[start SUPPLIED RECORDS]

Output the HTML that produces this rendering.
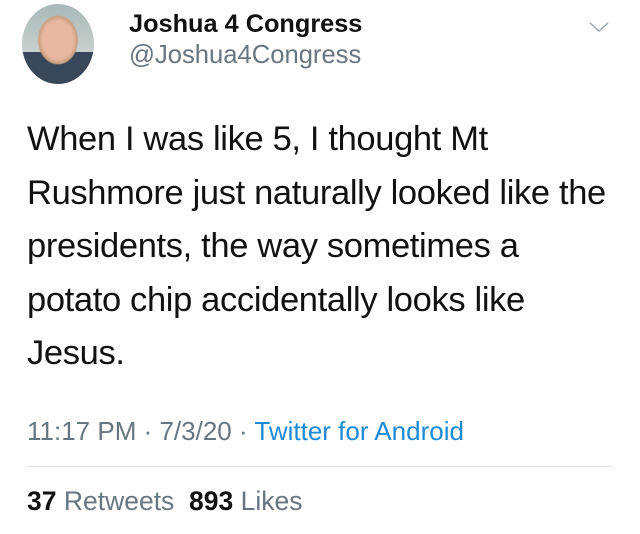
<!DOCTYPE html>
<html><head><style>
body{margin:0;width:640px;height:534px;background:#fff;font-family:"Liberation Sans",sans-serif;position:relative;overflow:hidden}
.av{position:absolute;left:22px;top:4px;width:72px;height:80px;border-radius:50%;background:radial-gradient(ellipse at 50% 45%,#e8b8a0 0 30%,#c9a080 38%,transparent 40%),linear-gradient(#a8b8b8,#c8d0cc 60%,#38485a 60%);}
.name{position:absolute;left:129px;top:10px;font-size:25.3px;font-weight:bold;color:#111}
.handle{position:absolute;left:129px;top:41px;font-size:25.6px;color:#687680}
.body{position:absolute;left:27px;top:113px;width:610px;font-size:34.5px;line-height:53.5px;color:#111;letter-spacing:-0.35px;white-space:nowrap}
.meta{position:absolute;left:27px;top:416px;font-size:26px;color:#687680}
.meta span{color:#1b8ad6}
.hr{position:absolute;left:27px;right:28px;top:466px;height:1px;background:#dde2e6}
.stats{position:absolute;left:27px;top:486px;font-size:26.5px;color:#687680}
.stats b{color:#111}
</style></head><body>
<div class="av"></div>
<div class="name">Joshua 4 Congress</div>
<div class="handle">@Joshua4Congress</div>
<svg style="position:absolute;left:588px;top:20px" width="22" height="14"><path d="M2 3 L11 11 L20 3" stroke="#9aa5ad" stroke-width="1.5" fill="none"/></svg>
<div class="body">When I was like 5, I thought Mt<br>Rushmore just naturally looked like the<br>presidents, the way sometimes a<br>potato chip accidentally looks like<br>Jesus.</div>
<div class="meta">11:17 PM · 7/3/20 · <span>Twitter for Android</span></div>
<div class="hr"></div>
<div class="stats"><b>37</b> Retweets &nbsp;<b>893</b> Likes</div>
</body></html>
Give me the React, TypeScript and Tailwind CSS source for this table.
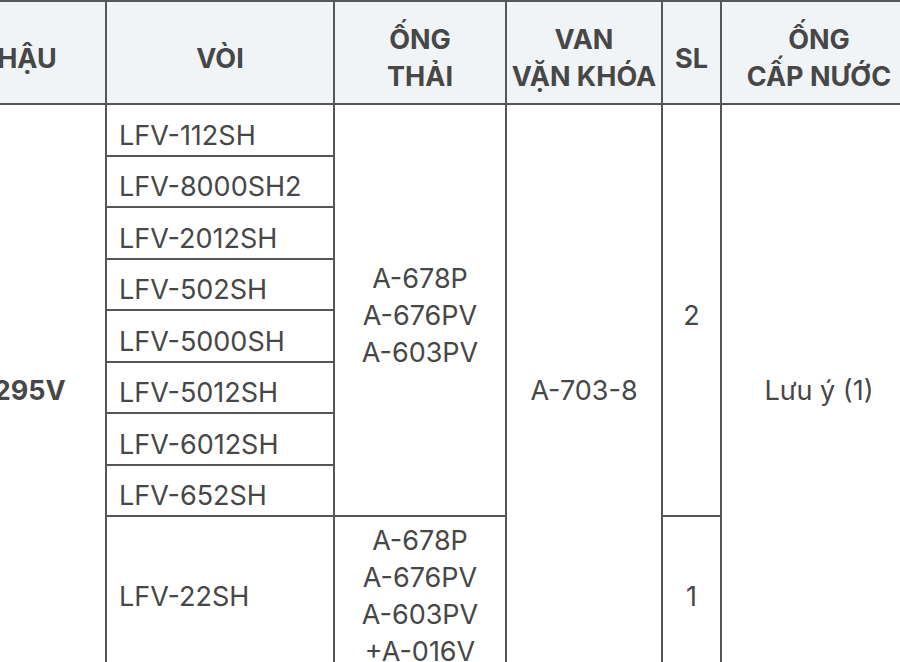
import React from "react";

const head = "bg-[#f1f4f6] font-bold flex items-center justify-center text-center pt-[11px]";
const cell = "bg-white flex items-center justify-center text-center pt-[11px]";
const voi = "bg-white flex items-center justify-start pl-[12px] pt-[11px]";

const voiRows = [
  "LFV-112SH",
  "LFV-8000SH2",
  "LFV-2012SH",
  "LFV-502SH",
  "LFV-5000SH",
  "LFV-5012SH",
  "LFV-6012SH",
  "LFV-652SH",
];

const rowStart = [
  "row-start-2",
  "row-start-3",
  "row-start-4",
  "row-start-5",
  "row-start-6",
  "row-start-7",
  "row-start-8",
  "row-start-9",
];

export default function App() {
  return (
    <div className="w-[900px] h-[662px] overflow-hidden bg-white font-['Inter','Noto_Sans',sans-serif] text-[#474747] text-[27px] leading-[37px]">
      <div className="-ml-[73px] w-max grid grid-cols-[176px_226px_170px_154px_57px_194px] grid-rows-[101px_repeat(8,49.5px)_147px] gap-[2px] p-[2px] bg-[#565656]">
        <div className={`${head} col-start-1 row-start-1`}>CHẬU</div>
        <div className={`${head} col-start-2 row-start-1`}>VÒI</div>
        <div className={`${head} col-start-3 row-start-1`}>
          ỐNG
          <br />
          THẢI
        </div>
        <div className={`${head} col-start-4 row-start-1`}>
          VAN
          <br />
          VẶN KHÓA
        </div>
        <div className={`${head} col-start-5 row-start-1`}>SL</div>
        <div className={`${head} col-start-6 row-start-1`}>
          ỐNG
          <br />
          CẤP NƯỚC
        </div>

        <div className={`${cell} col-start-1 row-start-2 row-span-9 font-bold`}>L-295V</div>

        {voiRows.map((v, i) => (
          <div key={v} className={`${voi} col-start-2 ${rowStart[i]}`}>
            {v}
          </div>
        ))}
        <div className={`${voi} col-start-2 row-start-10`}>LFV-22SH</div>

        <div className={`${cell} col-start-3 row-start-2 row-span-8`}>
          A-678P
          <br />
          A-676PV
          <br />
          A-603PV
        </div>
        <div className={`${cell} col-start-3 row-start-10`}>
          A-678P
          <br />
          A-676PV
          <br />
          A-603PV
          <br />
          +A-016V
        </div>

        <div className={`${cell} col-start-4 row-start-2 row-span-9`}>A-703-8</div>

        <div className={`${cell} col-start-5 row-start-2 row-span-8`}>2</div>
        <div className={`${cell} col-start-5 row-start-10`}>1</div>

        <div className={`${cell} col-start-6 row-start-2 row-span-9`}>Lưu ý (1)</div>
      </div>
    </div>
  );
}
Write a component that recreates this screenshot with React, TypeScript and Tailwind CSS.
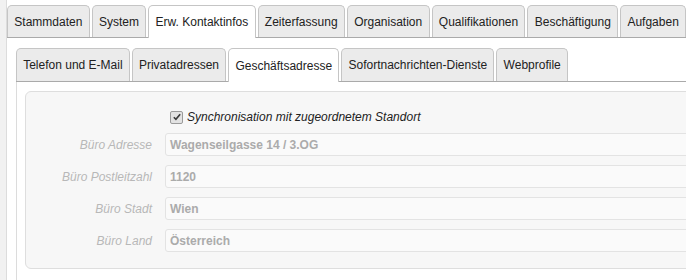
export default function App() {
  const mainTabs = [
    "Stammdaten",
    "System",
    "Erw. Kontaktinfos",
    "Zeiterfassung",
    "Organisation",
    "Qualifikationen",
    "Beschäftigung",
    "Aufgaben",
  ];
  const subTabs = [
    "Telefon und E-Mail",
    "Privatadressen",
    "Geschäftsadresse",
    "Sofortnachrichten-Dienste",
    "Webprofile",
  ];
  const fields = [
    { label: "Büro Adresse", value: "Wagenseilgasse 14 / 3.OG" },
    { label: "Büro Postleitzahl", value: "1120" },
    { label: "Büro Stadt", value: "Wien" },
    { label: "Büro Land", value: "Österreich" },
  ];

  return (
    <div className="flex h-[280px] w-[686px] overflow-hidden bg-white font-['Liberation_Sans',Arial,sans-serif] text-[12px] text-[#222]">
      <div className="w-[7px] shrink-0 border-r border-[#dcdcdc] bg-[#f1f1f1]"></div>

      <div className="flex min-w-0 flex-1 flex-col">
        {/* top level tabs */}
        <div className="flex h-[38px] shrink-0 items-end gap-[2px] border-b border-[#aaa] pt-[5px]">
          {mainTabs.map((tab) => (
            <div
              key={tab}
              className={
                tab === "Erw. Kontaktinfos"
                  ? "-mb-px flex h-[33px] shrink-0 items-center whitespace-nowrap rounded-t-[5px] border border-b-0 border-[#c5c5c5] bg-white px-[6.3px]"
                  : "flex h-[32px] shrink-0 items-center whitespace-nowrap rounded-t-[5px] border border-b-0 border-[#c5c5c5] bg-[#ebebeb] px-[6.3px]"
              }
            >
              {tab}
            </div>
          ))}
          <div className="h-[32px] w-[40px] shrink-0 rounded-t-[5px] border border-b-0 border-[#c5c5c5] bg-[#ebebeb]"></div>
        </div>

        <div className="flex-1 pl-[9px] pt-[10px]">
          {/* second level tabs */}
          <div className="flex h-[34px] items-end gap-[2px] border-b border-[#aaa]">
            {subTabs.map((tab) => (
              <div
                key={tab}
                className={
                  tab === "Geschäftsadresse"
                    ? "-mb-px flex h-[34px] shrink-0 items-center whitespace-nowrap rounded-t-[5px] border border-b-0 border-[#c5c5c5] bg-white px-[6.2px]"
                    : "flex h-[33px] shrink-0 items-center whitespace-nowrap rounded-t-[5px] border border-b-0 border-[#c5c5c5] bg-[#ebebeb] px-[6.2px]"
                }
              >
                {tab}
              </div>
            ))}
          </div>

          <div className="h-[200px] border-l border-[#dcdcdc] pl-[8px] pt-[9px]">
            <div className="-mr-[20px] h-[178px] rounded-[6px] border border-[#dedede] bg-[#f7f7f7] pt-[16px]">
              <div className="flex items-center pl-[144px]">
                <span className="flex h-[13px] w-[13px] items-center justify-center rounded-[2px] border border-[#9a9a9a] bg-[#e2e2e2]">
                  <svg viewBox="0 0 12 12" className="h-[10px] w-[10px]">
                    <path d="M2.2 6.3 L4.7 8.8 L9.8 2.8" fill="none" stroke="#3a3a3a" strokeWidth="2" />
                  </svg>
                </span>
                <span className="ml-[4px] italic">Synchronisation mit zugeordnetem Standort</span>
              </div>

              <div className="mt-[7px] flex flex-col gap-[9px]">
                {fields.map((f) => (
                  <div key={f.label} className="flex items-center">
                    <div className="w-[126px] shrink-0 text-right italic text-[#b8b8b8]">{f.label}</div>
                    <div className="ml-[13px] flex h-[23px] flex-1 items-center rounded-[3px] border border-[#e3e3e3] bg-[#fafafa] pl-[4px] font-bold text-[#ababab]">
                      {f.value}
                    </div>
                  </div>
                ))}
              </div>
            </div>
          </div>
        </div>
      </div>
    </div>
  );
}
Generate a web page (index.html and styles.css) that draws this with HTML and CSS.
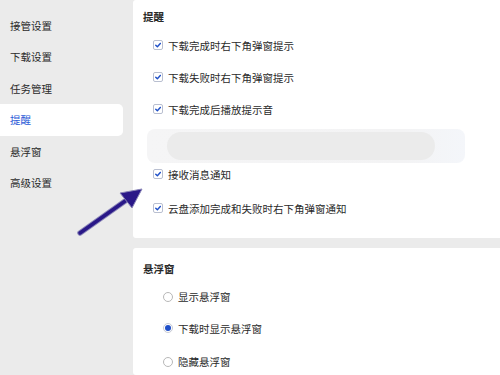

[end SUPPLIED RECORDS]

**REQUIREMENTS:** Out of the records, collect only those lines that contain the string "Tailwind".

**TASK OUTPUT:**
Give me the React, TypeScript and Tailwind CSS source for this table.
Write a component that recreates this screenshot with React, TypeScript and Tailwind CSS.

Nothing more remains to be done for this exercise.